Budget 2015
An increase in the inheritance tax threshold to £1m for married couples by 2017
Working-age benefits to be frozen for four years - including tax credits and local housing allowance, but excluding maternity pay and disability benefits
Maintenance grants for students - paid to students with family incomes below £42,000 - to be scrapped and converted into loans from 2016/17
Scrapping housing benefit for under-21s
Corporation tax cut to 18% by 2020
Restrictions on tax breaks for "buy-to-let" landlords
A commitment to meeting the Nato target of spending 2% of national income on defence
Fuel duties frozen for the remainder of this year
New car tax bands with a standard charge of £140 - and new cars will not need MOTs for the first four years, rather than three
A fresh clampdown on public sector pay, which will be limited to 1% a year for the next four years
Pensions tax annual allowance to be tapered away to a minimum of £10,000 from next year
Confirmed that the BBC has agreed to absorb the £650m cost of providing free television licences for over-75s
The Office for Budget Responsibility said public spending would be £83bn higher over the next five years than Mr Osborne said in his March Budget - and the £24.6bn tax cuts announced in the Budget would be dwarfed by £47.2bn in tax rises, including the car tax changes and increasing the tax on insurance premiums from November.
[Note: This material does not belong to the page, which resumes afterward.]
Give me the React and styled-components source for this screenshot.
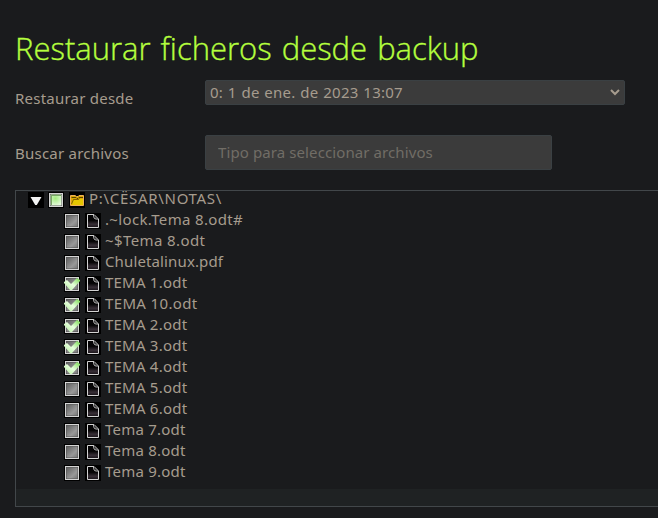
import React from "react";
import styled, { createGlobalStyle } from "styled-components";

const GlobalStyle = createGlobalStyle`
  * { box-sizing: border-box; }
  body {
    margin: 0;
    width: 658px;
    height: 518px;
    overflow: hidden;
    background: #1a1b1d;
    color: #a69c8e;
    font-family: "Noto Sans", "Open Sans", sans-serif;
    font-size: 15px;
  }
`;

const Page = styled.main`
  display: flex;
  flex-direction: column;
  height: 518px;
  padding: 29px 0 0 15px;
`;

const Title = styled.h1`
  margin: 0;
  height: 51px;
  line-height: 38px;
  font-family: "Open Sans", "Noto Sans", sans-serif;
  font-size: 31px;
  font-weight: 300;
  letter-spacing: 0;
  word-spacing: 2px;
  -webkit-text-stroke: 0.35px #b5ff3e;
  color: #b5ff3e;
  white-space: nowrap;
`;

const Field = styled.div`
  display: grid;
  grid-template-columns: 190px 1fr;
  align-items: start;
  height: 55px;
`;

const Label = styled.label`
  padding-top: 8px;
  line-height: 20px;
  letter-spacing: 0.23px;
  white-space: nowrap;
`;

const Select = styled.div`
  display: flex;
  align-items: center;
  justify-content: space-between;
  width: 420px;
  height: 25px;
  padding: 0 4px 0 4px;
  border: 1px solid #3a4043;
  border-radius: 2px;
  background: #3b3b3b;
  line-height: 23px;
  letter-spacing: 0.25px;
  word-spacing: 0.6px;
`;

const SearchInput = styled.input`
  width: 347px;
  height: 35px;
  padding: 0 12px 1px;
  border: 1px solid #3a4043;
  border-radius: 2px;
  outline: none;
  background: #3b3b3b;
  color: #a69c8e;
  font: inherit;
  letter-spacing: 0.1px;
  &::placeholder { color: #716d66; opacity: 1; }
`;

const Tree = styled.div`
  display: flex;
  flex-direction: column;
  height: 317px;
  border: 1px solid #42474a;
  border-right: 0;
`;

const Row = styled.div`
  display: flex;
  height: 21px;
  padding-left: ${(p) => (p.$root ? 12 : 48)}px;
  svg { flex: none; margin: 1px 5px 0 0; }
  svg:first-child { margin-right: ${(p) => (p.$root ? 4 : 5)}px; }
`;

const Name = styled.span`
  margin-left: -1px;
  line-height: 14px;
  letter-spacing: ${(p) => p.$tracking}px;
  white-space: pre;
`;

const Footer = styled.div`
  height: 17px;
  margin-top: auto;
  background: #1f2223;
`;

const Chevron = () => (
  <svg width="10" height="7" viewBox="0 0 10 7">
    <path d="M1 1 L5 5 L9 1" fill="none" stroke="#a69c8e" strokeWidth="2" />
  </svg>
);

const Expander = () => (
  <svg width="16" height="16" viewBox="0 0 16 16">
    <rect width="16" height="16" fill="#000" />
    <path d="M2.5 5H13.5L8.8 13H7.2Z" fill="#f2f2f2" />
  </svg>
);

const Check = ({ state }) => (
  <svg width="16" height="16" viewBox="0 0 16 16">
    <defs>
      <linearGradient id="off" x1="0" y1="0" x2="1" y2="1">
        <stop offset="0" stopColor="#606060" />
        <stop offset=".65" stopColor="#999" />
        <stop offset="1" stopColor="#777" />
      </linearGradient>
      <radialGradient id="partial" cx=".45" cy=".35" r=".7">
        <stop offset="0" stopColor="#a1ec7d" />
        <stop offset="1" stopColor="#e9fbe2" />
      </radialGradient>
      <linearGradient id="tick" x1="0" y1="1" x2="1" y2="0">
        <stop offset="0" stopColor="#b5ee9e" />
        <stop offset=".5" stopColor="#e6ffdc" />
        <stop offset="1" stopColor="#75d84d" />
      </linearGradient>
    </defs>
    <rect width="16" height="16" fill="#000" />
    <rect x="1.5" y="1.5" width="13" height="13" fill="#555" stroke="#d5d5d5" />
    <rect x="2.5" y="2.5" width="11" height="11" fill={state === "partial" ? "url(#partial)" : "url(#off)"} />
    {state === "partial" && <path d="M3 3.5H13M3.5 3V13" fill="none" stroke="#78a765" />}
    {state === "on" && <path d="M0 6L3 4L7 8L13 2L16 4V5L8 14H6L0 7Z" fill="url(#tick)" />}
  </svg>
);

const Folder = () => (
  <svg width="16" height="16" viewBox="0 0 16 16">
    <rect width="16" height="16" fill="#000" />
    <path d="M1.5 13.5V3.5H6L7.5 4.5H9L10 3.5H14.5V13.5Z" fill="#d9a900" stroke="#f0b05a" />
    <path d="M2.5 5.5H7L8 6.5H9L10 5.5H14" fill="none" stroke="#5c4300" />
    <path d="M3 13L4.5 8H9.5L10.5 7H14V13Z" fill="#e6c600" />
    <path d="M2.5 12L4.5 7.5H9.5L10.5 6.5" fill="none" stroke="#715200" strokeWidth=".8" />
  </svg>
);

const Doc = () => (
  <svg width="16" height="16" viewBox="0 0 16 16">
    <defs>
      <linearGradient id="paper" x1="0" y1="0" x2="0" y2="1">
        <stop offset=".45" stopColor="#050405" />
        <stop offset=".75" stopColor="#382f37" />
        <stop offset="1" stopColor="#171217" />
      </linearGradient>
    </defs>
    <rect width="16" height="16" fill="#000" />
    <path d="M2.5 1.5H9L13.5 6V14.5H2.5Z" fill="url(#paper)" stroke="#d2d2d2" />
    <path d="M8.5 1.5V3.5L9.5 5.5L11 6H13" fill="none" stroke="#bbb" />
    <path d="M9.5 3L12 5.5" stroke="#777" />
  </svg>
);

const files = [
  { name: ".~lock.Tema 8.odt#", tracking: 0.35 },
  { name: "~$Tema 8.odt", tracking: 0.4 },
  { name: "Chuletalinux.pdf", tracking: 0.13 },
  { name: "TEMA 1.odt", checked: true },
  { name: "TEMA 10.odt", checked: true, tracking: 0.35 },
  { name: "TEMA 2.odt", checked: true },
  { name: "TEMA 3.odt", checked: true },
  { name: "TEMA 4.odt", checked: true },
  { name: "TEMA 5.odt" },
  { name: "TEMA 6.odt" },
  { name: "Tema 7.odt" },
  { name: "Tema 8.odt" },
  { name: "Tema 9.odt" },
];

export default function App() {
  return (
    <>
      <GlobalStyle />
      <Page>
        <Title>Restaurar ficheros desde backup</Title>
        <Field>
          <Label>Restaurar desde</Label>
          <Select role="combobox">
            <span>0: 1 de ene. de 2023 13:07</span>
            <Chevron />
          </Select>
        </Field>
        <Field>
          <Label htmlFor="search">Buscar archivos</Label>
          <SearchInput id="search" placeholder="Tipo para seleccionar archivos" />
        </Field>
        <Tree>
          <Row $root>
            <Expander />
            <Check state="partial" />
            <Folder />
            <Name $tracking={0.7}>{"P:\\CËSAR\\NOTAS\\"}</Name>
          </Row>
          {files.map(({ name, checked, tracking = 0.22 }) => (
            <Row key={name}>
              <Check state={checked ? "on" : "off"} />
              <Doc />
              <Name $tracking={tracking}>{name}</Name>
            </Row>
          ))}
          <Footer />
        </Tree>
      </Page>
    </>
  );
}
Welfare cuts would add up to £35bn over the next five years.
The Budget 2015 In a surprise announcement at the end of his speech, he said workers aged over 25 would be entitled to a "national living wage" from next April, to soften the impact of in-work benefit cuts.
The current minimum wage, which applies to those aged over 21, is £6.50. Those entitled to the "living wage" will get £7.20 and that will rise to £9 an hour by 2020. Labour had vowed to increase the minimum wage to £8 by 2020 during the general election campaign.
The move is expected to boost the wages of six million people but may cause firms to recruit more under-25s, who will be on a lower rate, according to the Office for Budget Responsibility.
The Treasury confirmed the measure would apply to both the public and private sectors.
Mr Osborne announced that the £26,000 benefit cap - the amount one household can claim in a year - would be cut to £23,000 in London and £20,000 in the rest of the country.
The government will also make local authority and housing association tenants in England who earn more than £30,000 - or £40,000 in London - pay up to the market rent, but rents in the social housing sector will be reduced by 1% a year for the next four years.
The chancellor unveiled "just under half" of the £37bn in cuts he says are needed to clear the deficit, with the remainder to come from cuts to government departments to be announced in the autumn.